MATT FONDER, Director, Anchorage Office, Tax Division,
Department of Revenue (DOR), admitted he has just seen Version U
containing the tax credits this afternoon. He offered his
belief that bonding and tax credits are separate issues.
Proposed Sec. 2 and AS 43.20, the corporate income tax section,
set forth a new credit for oil and gas processing facilities.
He viewed the bonding and the tax credit as separate issues.
4:08:54 PM
REPRESENTATIVE JOSEPHSON asked if he could predict how many
people could take advantage of these credits.
MR. FONDER answered that "at first blush" the way the language
appears it could include any company with an oil and gas
processing facility on the North Slope, any company that would
like to build one, and any company working on an oil and gas
processing facility.
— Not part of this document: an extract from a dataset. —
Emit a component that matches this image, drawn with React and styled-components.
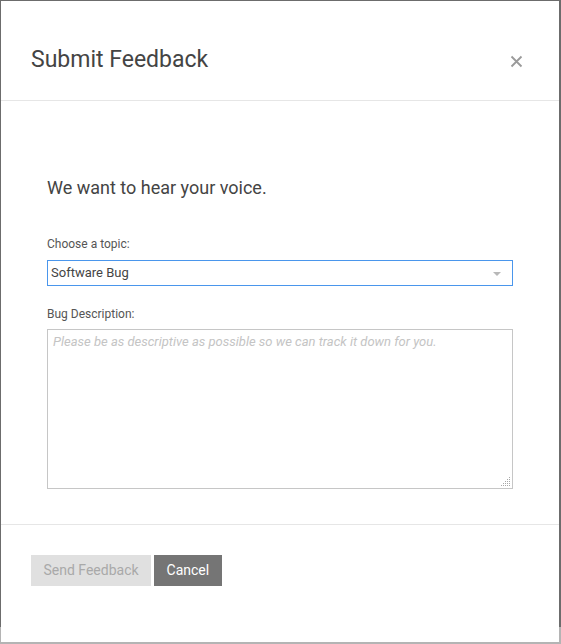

Thus, it could be an oil and gas producer
or service provider on any of those facilities.
REPRESENTATIVE JOSEPHSON said he didn't know what the answer is
but he thanked Mr. Fonder.
REPRESENTATIVE SEATON explained the tax credit mirrors existing
law. He stated that SB 21 passed the legislature last year with
this language - 10 percent of the qualified oil and gas service
industry expenditures during the tax year or $10 million,
whichever is less. This bill includes language that this
existing tax credit can't be combined. He reiterated that this
is not a new tax credit; he just wanted to make sure that no
matter what the outcome of the [upcoming] referendum is, that
the tax credit to stimulate production of facilities in Alaska
will remain the same and will remain in place.
4:10:55 PM
REPRESENTATIVE JOSEPHSON said that Representative Seaton was
clear. He related his understanding that the projections by the
Office of Management & Budget and DOR projects under SB 21 would
continue regardless of the outcome of the August referendum.
REPRESENTATIVE SEATON answered yes.
4:11:36 PM
CHAIR OLSON said he would keep public testimony open.